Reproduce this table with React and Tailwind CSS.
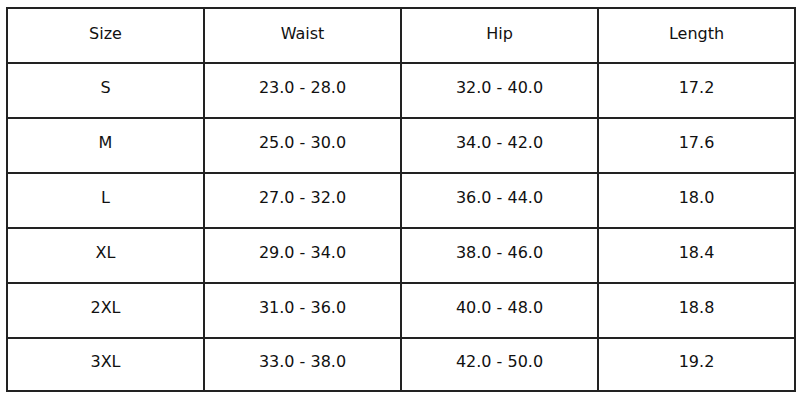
import React from 'react';

const rows = [
    ['S', '23.0 - 28.0', '32.0 - 40.0', '17.2'],
    ['M', '25.0 - 30.0', '34.0 - 42.0', '17.6'],
    ['L', '27.0 - 32.0', '36.0 - 44.0', '18.0'],
    ['XL', '29.0 - 34.0', '38.0 - 46.0', '18.4'],
    ['2XL', '31.0 - 36.0', '40.0 - 48.0', '18.8'],
    ['3XL', '33.0 - 38.0', '42.0 - 50.0', '19.2'],
];

const headers = ['Size', 'Waist', 'Hip', 'Length'];

const App = () => {
    return (
        <div className="w-[800px] h-[400px] bg-white pt-[7px] pl-[6px]">
            <table className="w-[790px] border-collapse border-2 border-[#555] text-[16px] text-[#111] font-['DejaVu_Sans',sans-serif] table-fixed">
                <thead>
                    <tr className="h-[55px]">
                        {headers.map(h => (
                            <th key={h} className="border-2 border-[#222] font-normal text-center align-middle pb-[3px]">
                                {h}
                            </th>
                        ))}
                    </tr>
                </thead>
                <tbody>
                    {rows.map((r, ri) => (
                        <tr key={r[0]} className={ri === rows.length - 1 ? 'h-[53px]' : 'h-[55px]'}>
                            {r.map((c, i) => (
                                <td key={i} className="border-2 border-[#222] text-center align-middle pb-[5px]">
                                    {c}
                                </td>
                            ))}
                        </tr>
                    ))}
                </tbody>
            </table>
        </div>
    );
};

export default App;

» **Work to be completed**: Count the lines of the data that contain the string "React", and reply with that number alone.

» **Final answer**: 2